O que distingue a polarização atual? Por que ela é o termo da moda para descrever a conjuntura política latino-americana e global? Ela é estrutural ou passageira? E, acima de tudo, que efeitos ela tem na vida cotidiana das pessoas? Mas, acima de tudo, que efeitos ela tem na vida cotidiana das pessoas?
Não é segredo que as “instituições da democracia representativa” estão em crise. Muitos analisaram as causas e propuseram explicações para o fato de presidentes, congressos, polícias, tribunais de justiça e partidos políticos estarem nos últimos lugares em termos de confiança entre os cidadãos.

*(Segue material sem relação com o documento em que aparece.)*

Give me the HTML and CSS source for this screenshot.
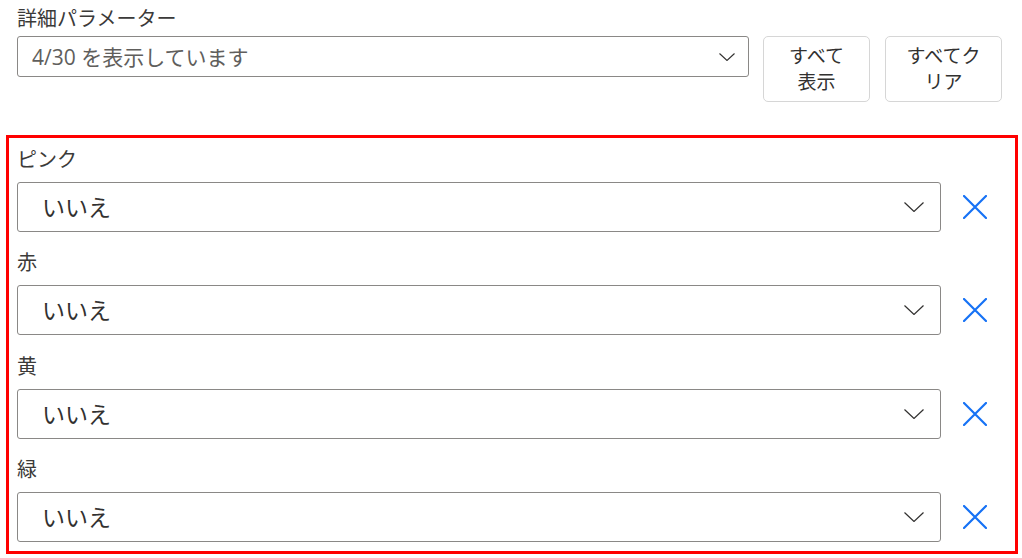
FILE: index.html
```html
<!DOCTYPE html>
<html lang="ja">
<head>
<meta charset="utf-8">
<link rel="stylesheet" href="styles.css">
</head>
<body>
<div class="top">
  <div class="top-label">詳細パラメーター</div>
  <div class="top-row">
    <div class="top-select">
      <span class="top-value">4/30 を表示しています</span>
      <svg class="chev-s" width="16" height="8" viewBox="0 0 16 8"><path d="M0.5 0.5 L8 7.5 L15.5 0.5" fill="none" stroke="#323130" stroke-width="1.1"/></svg>
    </div>
    <button class="btn btn-show">すべて<br>表示</button>
    <button class="btn btn-clear">すべてク<br>リア</button>
  </div>
</div>
<div class="section">
  <div class="row">
    <div class="label">ピンク</div>
    <div class="field">
      <div class="select"><span class="value">いいえ</span><svg class="chev" width="20" height="10" viewBox="0 0 20 10"><path d="M0.5 0.5 L10 9.5 L19.5 0.5" fill="none" stroke="#323130" stroke-width="1.2"/></svg></div>
      <button class="clear"><svg width="24" height="24" viewBox="0 0 24 24"><path d="M1 1 L23 23 M23 1 L1 23" stroke="#1672f5" stroke-width="2.2" stroke-linecap="round"/></svg></button>
    </div>
  </div>
  <div class="row">
    <div class="label">赤</div>
    <div class="field">
      <div class="select"><span class="value">いいえ</span><svg class="chev" width="20" height="10" viewBox="0 0 20 10"><path d="M0.5 0.5 L10 9.5 L19.5 0.5" fill="none" stroke="#323130" stroke-width="1.2"/></svg></div>
      <button class="clear"><svg width="24" height="24" viewBox="0 0 24 24"><path d="M1 1 L23 23 M23 1 L1 23" stroke="#1672f5" stroke-width="2.2" stroke-linecap="round"/></svg></button>
    </div>
  </div>
  <div class="row">
    <div class="label">黄</div>
    <div class="field">
      <div class="select"><span class="value">いいえ</span><svg class="chev" width="20" height="10" viewBox="0 0 20 10"><path d="M0.5 0.5 L10 9.5 L19.5 0.5" fill="none" stroke="#323130" stroke-width="1.2"/></svg></div>
      <button class="clear"><svg width="24" height="24" viewBox="0 0 24 24"><path d="M1 1 L23 23 M23 1 L1 23" stroke="#1672f5" stroke-width="2.2" stroke-linecap="round"/></svg></button>
    </div>
  </div>
  <div class="row">
    <div class="label">緑</div>
    <div class="field">
      <div class="select"><span class="value">いいえ</span><svg class="chev" width="20" height="10" viewBox="0 0 20 10"><path d="M0.5 0.5 L10 9.5 L19.5 0.5" fill="none" stroke="#323130" stroke-width="1.2"/></svg></div>
      <button class="clear"><svg width="24" height="24" viewBox="0 0 24 24"><path d="M1 1 L23 23 M23 1 L1 23" stroke="#1672f5" stroke-width="2.2" stroke-linecap="round"/></svg></button>
    </div>
  </div>
</div>
</body>
</html>
```
FILE: styles.css
```css
* { box-sizing: border-box; }
html, body { margin: 0; padding: 0; background: #fff; }
body {
  font-family: "Open Sans", "Noto Sans CJK JP", sans-serif;
  color: #323130;
  width: 1022px;
  height: 558px;
  overflow: hidden;
}
.top { padding: 7px 20px 0 17px; }
.top-label {
  font-size: 20px;
  line-height: 24px;
  color: #3b3a39;
  margin-bottom: 5px;
}
.top-row { display: flex; align-items: flex-start; }
.top-select {
  flex: 1;
  height: 41px;
  border: 1px solid #8a8886;
  border-radius: 3px;
  display: flex;
  align-items: center;
  justify-content: space-between;
  padding: 0 13px 0 14px;
}
.top-value { font-size: 21px; color: #605e5c; line-height: 26px; }
.btn {
  font-family: inherit;
  background: #fff;
  border: 1px solid #d6d6d6;
  border-radius: 5px;
  height: 66px;
  font-size: 19px;
  line-height: 26px;
  color: #323130;
  padding: 0;
}
.btn-show { width: 107px; margin-left: 14px; }
.btn-clear { width: 117px; margin-left: 15px; }
.section {
  margin: 33px 4px 4px 6px;
  border: 3px solid #ff0000;
  padding: 10px 16px 9px 8px;
  display: flex;
  flex-direction: column;
  gap: 19.33px;
}
.label {
  font-size: 20px;
  line-height: 24px;
  color: #3b3a39;
  margin-bottom: 10px;
}
.field { display: flex; align-items: center; }
.select {
  flex: 1;
  height: 50px;
  border: 1px solid #8a8886;
  border-radius: 3px;
  display: flex;
  align-items: center;
  justify-content: space-between;
  padding: 0 16px 0 24px;
}
.value { font-size: 23px; line-height: 28px; color: #323130; }
.clear {
  width: 48px;
  height: 48px;
  margin-left: 10px;
  background: none;
  border: 0;
  padding: 0;
  display: flex;
  align-items: center;
  justify-content: center;
}
```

A agência mundial de comunicação Edelman Trust Barometer 2023 distingue quatro tendências que levam à polarização: preocupações econômicas, desequilíbrio institucional, divisão de classes e a luta pela verdade.
Na frente econômica, o estudo indicou que 93% dos entrevistados consideram a perda do emprego como a principal preocupação. Embora o estudo tenha se concentrado na Argentina, no Brasil, na Colômbia e no México, os resultados podem ser extrapolados para o restante da região. Enquanto isso, o relatório da Comissão Econômica para a América Latina e o Caribe (CEPAL), Panorama Laboral 2022, observou que, atualmente, um em cada dois trabalhadores da região é informal.
Em relação ao desequilíbrio institucional, mais da metade dos entrevistados considera que as instituições governamentais são uma fonte de informações falsas e enganosas. Sem entrar em detalhes sobre o significado de “desconfiança”, esses dados revelam que, mais do que uma crise de representação, a democracia vive uma crise de legitimidade. A diferença não é trivial: a primeira poderia ser resolvida, entre outros aspectos, pela reforma das modalidades de participação, mas a segunda implica uma deterioração do sistema.
Na democracia, confiamos (por meio do voto) a outros a tarefa de representar, defender e promover nossos interesses e necessidades. Uma crise de legitimidade levanta a questão: se perdermos a confiança nesses representantes, o voto ainda é necessário para elegê-los?
Evidentemente, o voto ainda é necessário, mas se a crise da democracia representativa é um sintoma de uma doença mais profunda, não é coincidência que, como outras medições mostraram, os latino-americanos estejam cada vez mais dispostos a abrir mão do voto em troca de bem-estar material e segurança pessoal.
Assim, chama atenção que os meios de comunicação ocupem o segundo lugar de desconfiança pelos entrevistados e que os jornalistas estejam em penúltimo lugar. À luz desses resultados, devemos nos perguntar por que as pessoas não se sentem identificadas ou inclinadas a confiar neles. Será que, apesar da proliferação de notícias falsas nas redes sociais, estas refletem emoções ausentes naqueles meios?
Para restaurar a confiança na retenção de empregos, nos governos e nos meios de comunicação, há muito a ser feito. É fundamental entender o impacto da desconfiança na vida cotidiana dos latino-americanos.
De acordo com o Edelman Trust Barometer 2023, quase metade dos entrevistados desconfia dos cidadãos de seu país e das pessoas de sua comunidade. Para 65% dos entrevistados, o efeito mais grave da desconfiança é a violência nas ruas. A educação, por outro lado, não parece ser a solução, pois quase três em cada quatro acham que a falta de civilidade e respeito mútuo é o problema mais grave.
Com relação à convivência entre pessoas com ideias opostas, a pesquisa mostra que apenas três em cada dez ajudariam outra pessoa com quem discordasse e apenas dois em cada dez estariam dispostos a morar no mesmo bairro. Mas talvez o dado mais preocupante seja que 60% dos entrevistados concordam com a afirmação: “Nosso país está mais dividido hoje do que antes”.
Quando analisamos o fenômeno da polarização, geralmente o fazemos observando as palavras e as ações dos governantes e a maneira como eles dividem os cidadãos, um fenômeno que eu chamaria de polarização vertical. Entretanto, não devemos nos esquecer de seu outro lado: a polarização horizontal. Essa tem a desconfiança como sua base emocional e, por meio dela, olhamos para o outro. Entretanto, esse outro não é o estrangeiro, o exército inimigo ou o agressor da pátria: o outro é nosso vizinho, nosso colega de trabalho, a pessoa que viaja ao nosso lado no transporte público.
Se a tendência seguir se acentuando, a democracia acabará entrando em colapso, não por causa de uma força externa, mas por causa da desconfiança em nós mesmos como sociedade.